FILE PHOTO: Graduation

Kampala, Uganda | THE INDEPENDENT | Makerere University Council has cleared two students to graduate after they had been dismissed on allegations of fraud.

The students are Simon Peter Musisi Ntege, a former student of Bachelor of Science in Computer Engineering and Phillip Kakuru, a former student of Bachelor of Science in Civil Engineering in the College of Engineering, Design, Art and Technology (CEDAT).

The two were among the 400 students who had been implicated in falsifying their results in the university’s online results management system, by the Adhoc Examinations Irregularities and malpractice committee.

They were dismissed from the University in 2018 August and December respectively after completing their studies.

Ntege and Kakuru appealed against the decision of the Senate to the University Council, the supreme governing body of the university.

The University Council working through its Legal, Rules and Privileges Committee have now overturned the decisions of the Senate on grounds that their original genuine results qualified them to graduate.

The seven-member committee led by Dr Winston Tumps Ireeta ordered that the students be allowed to graduate this month.

The committee recommended that; “The altered marks appearing in the Online Results Management System were cancelled and the original results maintained;”

The council committee also ordered for a forensic audit of the University’s Online Results Management System as well as referral of all students and staff implicated in falsification and alteration of marks to Uganda Police to be part of the on-going criminal investigation and prosecution.

Although the council committee noted that the students’ results have been altered to higher marks, they exonerated the students as the marks were changed through the back-end which could not be accessed by the students.

“The committee noted with great displeasure and disapproval of the conduct and negligence of some members of staff in the Academic Registrar’s Office who aided in the Appellants’ to alter their marks and enable them securing a better CGPA and therefore a better class of degree. This was unethical and unprofessional of the members of staff,” reads the decision and determination of the council committee.

Three members of staff Christopher Ntwatwa, Denis Mbabazi and Mike Barongo who had the password and access to the back-end have been referred to the institution’s Appointments Board for disciplinary action.
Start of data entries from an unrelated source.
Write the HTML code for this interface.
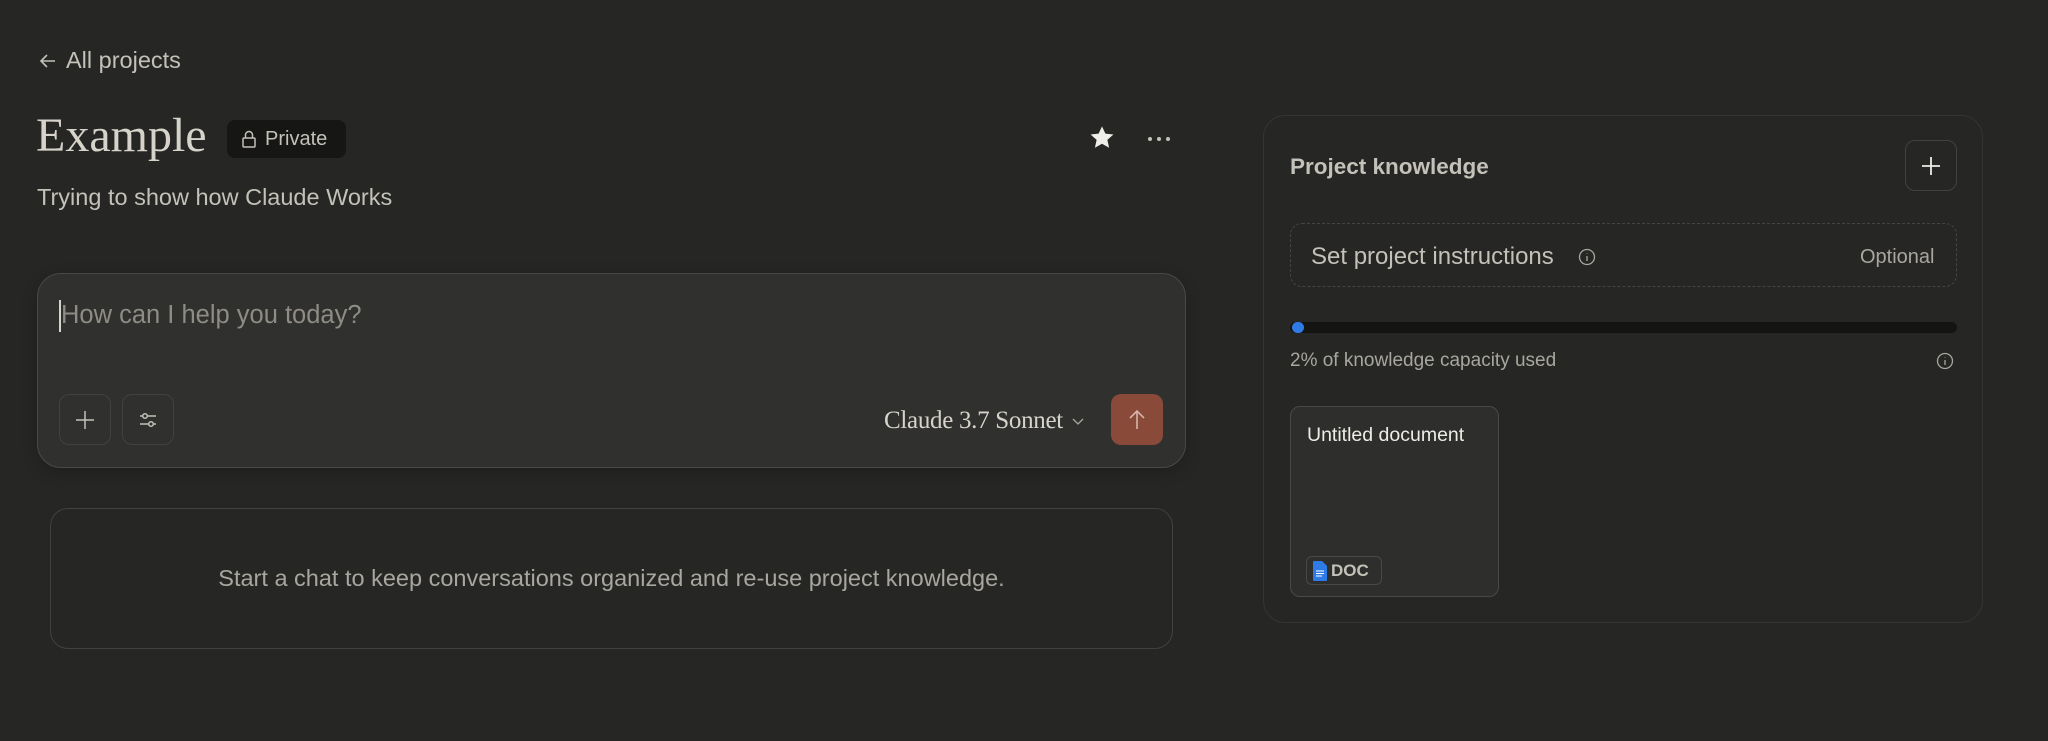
<!DOCTYPE html>
<html><head><meta charset="utf-8"><style>
*{box-sizing:border-box;margin:0;padding:0}
body{width:2048px;height:741px;background:#262624;font-family:"Liberation Sans",sans-serif;color:#c3c1b8;position:relative;overflow:hidden}
.a{position:absolute}
.serif{font-family:"Liberation Serif",serif}
</style></head><body>
<div class="a" style="left:38px;top:47px;font-size:23.5px;display:flex;align-items:center;gap:8px;color:#c3c1b8">
<svg width="20" height="20" viewBox="0 0 20 20" fill="none" stroke="#c3c1b8" stroke-width="1.6"><path d="M17 10H3M9 4L3 10l6 6"/></svg>All projects</div>

<div class="a serif" style="left:36px;top:108px;font-size:48px;color:#d6d3ca">Example</div>
<div class="a" style="left:227px;top:120px;width:119px;height:38px;background:#161615;border-radius:8px;display:flex;align-items:center;gap:8px;padding-left:14px;font-size:20px;color:#c3c1b8">
<svg width="16" height="18" viewBox="0 0 16 18" fill="none" stroke="#c3c1b8" stroke-width="1.5"><rect x="2" y="8" width="12" height="9" rx="1"/><path d="M4.5 8V5a3.5 3.5 0 017 0v3"/></svg>Private</div>
<svg class="a" style="left:1088px;top:124px" width="28" height="28" viewBox="0 0 24 24"><path fill="#f0eee8" d="M12 2l2.9 6.3 6.9.7-5.2 4.6 1.5 6.8L12 16.9 5.9 20.4l1.5-6.8L2.2 9l6.9-.7z"/></svg>
<div class="a" style="left:1148px;top:137px;display:flex;gap:5px"><i style="width:4px;height:4px;border-radius:50%;background:#c3c1b8"></i><i style="width:4px;height:4px;border-radius:50%;background:#c3c1b8"></i><i style="width:4px;height:4px;border-radius:50%;background:#c3c1b8"></i></div>
<div class="a" style="left:37px;top:184px;font-size:23.5px;color:#c3c1b8">Trying to show how Claude Works</div>

<div class="a" style="left:37px;top:273px;width:1149px;height:195px;background:#30302e;border:1px solid #4a4945;border-radius:24px;box-shadow:0 4px 16px rgba(0,0,0,.2)"></div>
<div class="a" style="left:59px;top:300px;width:2px;height:32px;background:#d6d3ca"></div>
<div class="a" style="left:61px;top:301px;font-size:25.5px;color:#8e8c85">How can I help you today?</div>
<div class="a" style="left:59px;top:394px;width:52px;height:51px;border:1px solid #42413d;border-radius:10px;display:flex;align-items:center;justify-content:center"><svg width="22" height="22" viewBox="0 0 22 22" stroke="#c3c1b8" stroke-width="1.5"><path d="M11 2v18M2 11h18"/></svg></div>
<div class="a" style="left:122px;top:394px;width:52px;height:51px;border:1px solid #42413d;border-radius:10px;display:flex;align-items:center;justify-content:center"><svg width="22" height="22" viewBox="0 0 22 22" fill="none" stroke="#c3c1b8" stroke-width="1.5"><path d="M3 7h16M3 15h16"/><circle cx="8" cy="7" r="2.3" fill="#30302e"/><circle cx="14" cy="15" r="2.3" fill="#30302e"/></svg></div>
<div class="a serif" style="left:884px;top:407px;font-size:25px;color:#d6d3ca;letter-spacing:-0.3px">Claude 3.7 Sonnet</div>
<svg class="a" style="left:1071px;top:414px" width="14" height="14" viewBox="0 0 14 14" fill="none" stroke="#a8a69f" stroke-width="1.3"><path d="M2 5l5 5 5-5"/></svg>
<div class="a" style="left:1111px;top:394px;width:52px;height:51px;background:#8a4a3a;border-radius:10px;display:flex;align-items:center;justify-content:center"><svg width="22" height="24" viewBox="0 0 22 24" fill="none" stroke="#d5b3a8" stroke-width="1.6"><path d="M11 21V3M4 10l7-7 7 7"/></svg></div>

<div class="a" style="left:50px;top:508px;width:1123px;height:141px;border:1px solid #42413d;border-radius:18px;display:flex;align-items:center;justify-content:center;font-size:23.5px;color:#a8a69f">Start a chat to keep conversations organized and re-use project knowledge.</div>

<div class="a" style="left:1263px;top:115px;width:720px;height:508px;border:1px solid #363532;border-radius:22px;background:#262624"></div>
<div class="a" style="left:1290px;top:154px;font-size:22.5px;font-weight:bold;color:#c3c1b8">Project knowledge</div>
<div class="a" style="left:1905px;top:140px;width:52px;height:51px;border:1px solid #42413d;border-radius:10px;display:flex;align-items:center;justify-content:center"><svg width="22" height="22" viewBox="0 0 22 22" stroke="#eeece6" stroke-width="1.8"><path d="M11 2v18M2 11h18"/></svg></div>
<div class="a" style="left:1290px;top:223px;width:667px;height:64px;border:1.5px dashed #46453f;border-radius:12px"></div>
<div class="a" style="left:1311px;top:243px;font-size:24px;color:#c3c1b8">Set project instructions</div>
<svg class="a" style="left:1578px;top:248px" width="18" height="18" viewBox="0 0 18 18" fill="none" stroke="#a8a69f" stroke-width="1.3"><circle cx="9" cy="9" r="7.5"/><path d="M9 8v5M9 5.3v.4"/></svg>
<div class="a" style="left:1860px;top:246px;font-size:20px;color:#a8a69f">Optional</div>
<div class="a" style="left:1290px;top:322px;width:667px;height:11px;background:#141413;border-radius:6px"></div>
<div class="a" style="left:1292px;top:322px;width:12px;height:11px;background:#2f7be6;border-radius:6px"></div>
<div class="a" style="left:1290px;top:350px;font-size:19px;color:#a8a69f">2% of knowledge capacity used</div>
<svg class="a" style="left:1936px;top:352px" width="18" height="18" viewBox="0 0 18 18" fill="none" stroke="#a8a69f" stroke-width="1.3"><circle cx="9" cy="9" r="7.5"/><path d="M9 8v5M9 5.3v.4"/></svg>
<div class="a" style="left:1290px;top:406px;width:209px;height:191px;background:#2e2e2c;border:1px solid #4a4945;border-radius:10px"></div>
<div class="a" style="left:1307px;top:424px;font-size:19.5px;color:#eeece6">Untitled document</div>
<div class="a" style="left:1306px;top:556px;width:76px;height:29px;border:1px solid #4a4945;border-radius:6px;display:flex;align-items:center;gap:4px;padding-left:6px;font-size:17px;font-weight:bold;color:#c3c1b8">
<svg width="14" height="20" viewBox="0 0 14 20"><path d="M0 1a1 1 0 011-1h8l5 5v14a1 1 0 01-1 1H1a1 1 0 01-1-1z" fill="#2f7be6"/><path d="M3 10h8M3 12.5h8M3 15h6" stroke="#fff" stroke-width="1"/></svg>DOC</div>
</body></html>
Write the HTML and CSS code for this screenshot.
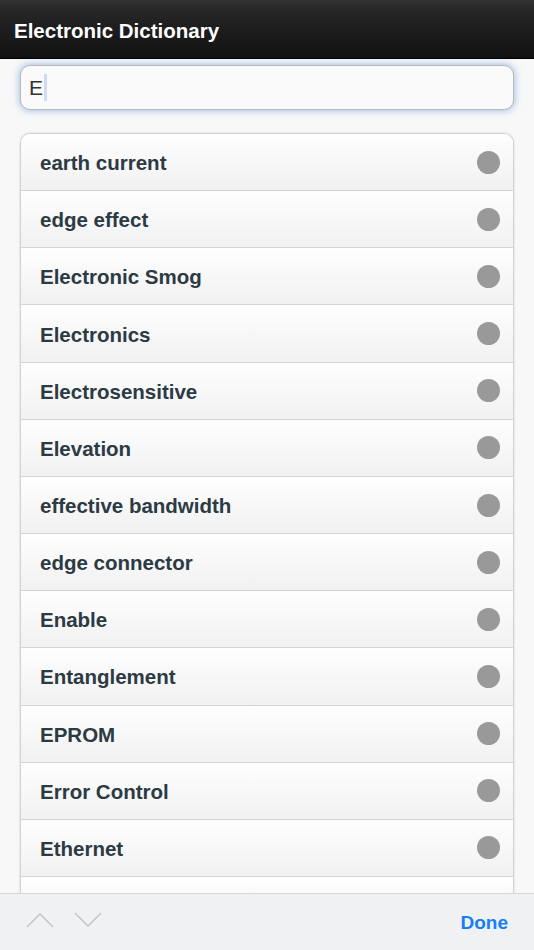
FILE: index.html
```html
<!DOCTYPE html>
<html>
<head>
<meta charset="utf-8">
<link rel="stylesheet" href="styles.css">
</head>
<body>
<header class="topbar">Electronic Dictionary</header>
<div class="search-wrap">
  <div class="search">E<span class="caret"></span></div>
</div>
<ul class="list">
  <li class="row"><span class="label">earth current</span><i class="dot"></i></li>
  <li class="row"><span class="label">edge effect</span><i class="dot"></i></li>
  <li class="row"><span class="label">Electronic Smog</span><i class="dot"></i></li>
  <li class="row"><span class="label">Electronics</span><i class="dot"></i></li>
  <li class="row"><span class="label">Electrosensitive</span><i class="dot"></i></li>
  <li class="row"><span class="label">Elevation</span><i class="dot"></i></li>
  <li class="row"><span class="label">effective bandwidth</span><i class="dot"></i></li>
  <li class="row"><span class="label">edge connector</span><i class="dot"></i></li>
  <li class="row"><span class="label">Enable</span><i class="dot"></i></li>
  <li class="row"><span class="label">Entanglement</span><i class="dot"></i></li>
  <li class="row"><span class="label">EPROM</span><i class="dot"></i></li>
  <li class="row"><span class="label">Error Control</span><i class="dot"></i></li>
  <li class="row"><span class="label">Ethernet</span><i class="dot"></i></li>
  <li class="row"><span class="label">Ethernet Card</span><i class="dot"></i></li>
</ul>
<footer class="toolbar">
  <div class="arrows">
    <svg width="28" height="16" viewBox="0 0 28 16"><path d="M1 15 L14 2 L27 15" fill="none" stroke="#c8c8ca" stroke-width="1.6"/></svg>
    <svg width="28" height="16" viewBox="0 0 28 16"><path d="M1 1 L14 14 L27 1" fill="none" stroke="#c8c8ca" stroke-width="1.6"/></svg>
  </div>
  <div class="done">Done</div>
</footer>
</body>
</html>
```
FILE: styles.css
```css
html, body {
  margin: 0;
  padding: 0;
}
body {
  background: #f8f8f8;
  font-family: "Liberation Sans", Arial, sans-serif;
  width: 534px;
  height: 950px;
  overflow: hidden;
}
.topbar {
  height: 59px;
  box-sizing: border-box;
  padding: 3px 14px 0 14px;
  display: flex;
  align-items: center;
  color: #fff;
  font-weight: bold;
  font-size: 20.5px;
  background: linear-gradient(#323232 0, #2c2c2c 5px, #252525 12px, #111 58px);
  border-bottom: 1px solid #000;
}
.search-wrap {
  padding: 6px 20px 0 20px;
}
.search {
  height: 45px;
  box-sizing: border-box;
  border: 1px solid #b9b9b9;
  border-radius: 10px;
  background: #fafafa;
  box-shadow: 0 0 7px 1px rgba(100, 150, 220, 0.55);
  padding-left: 8px;
  display: flex;
  align-items: center;
  font-size: 21px;
  color: #333;
}
.caret {
  display: inline-block;
  width: 3px;
  height: 27px;
  background: #cfdbf5;
  margin-left: 1px;
}
.list {
  list-style: none;
  margin: 23px 20px 0 20px;
  padding: 0;
  border: 1px solid #d2d2d2;
  border-bottom: none;
  border-radius: 10px 10px 0 0;
  box-shadow: 0 0 3px rgba(0,0,0,0.12);
  overflow: hidden;
  background: #fff;
}
.row {
  height: 56.17px;
  border-bottom: 1px solid #d4d4d4;
  background: linear-gradient(#fefefe, #f1f1f1);
  display: flex;
  align-items: center;
  justify-content: space-between;
  padding: 0 13px 0 19px;
  font-size: 20.5px;
  font-weight: bold;
  color: #2c3a44;
}
.label {
  padding-top: 2px;
}
.dot {
  width: 23px;
  height: 23px;
  border-radius: 50%;
  background: #999;
  display: block;
}
.toolbar {
  position: fixed;
  left: 0;
  bottom: 0;
  width: 534px;
  height: 57px;
  box-sizing: border-box;
  background: #f0f1f3;
  border-top: 1px solid #d8d8da;
  display: flex;
  align-items: center;
  justify-content: space-between;
  padding: 0 26px 0 26px;
}
.arrows {
  display: flex;
  gap: 20px;
  margin-top: -4px;
}
.arrows svg {
  display: block;
}
.done {
  color: #157efb;
  font-size: 19px;
  font-weight: bold;
  margin-top: 1px;
}
```
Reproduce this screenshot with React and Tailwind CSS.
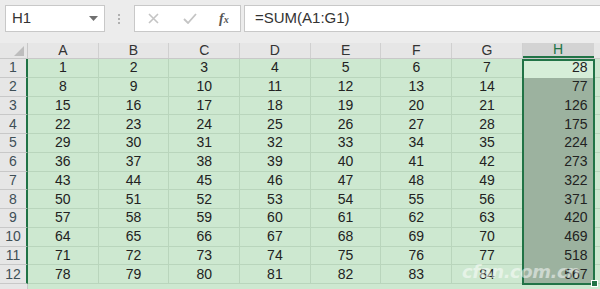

The trio are said to have been the only university staff with access rights to the Results Management System since 2004 to October 2014 as system administrators. They were subsequently arrested and have been under investigation since then.

In March 2017, university authorities were forced to close the RMS used to record students’ examinations marks, and subsequently suspended the issuance of academic transcripts.

Later in September 2017, the university cancelled at least 69 degrees after the university audit found that the students’ transcripts were either forged or reflected altered results.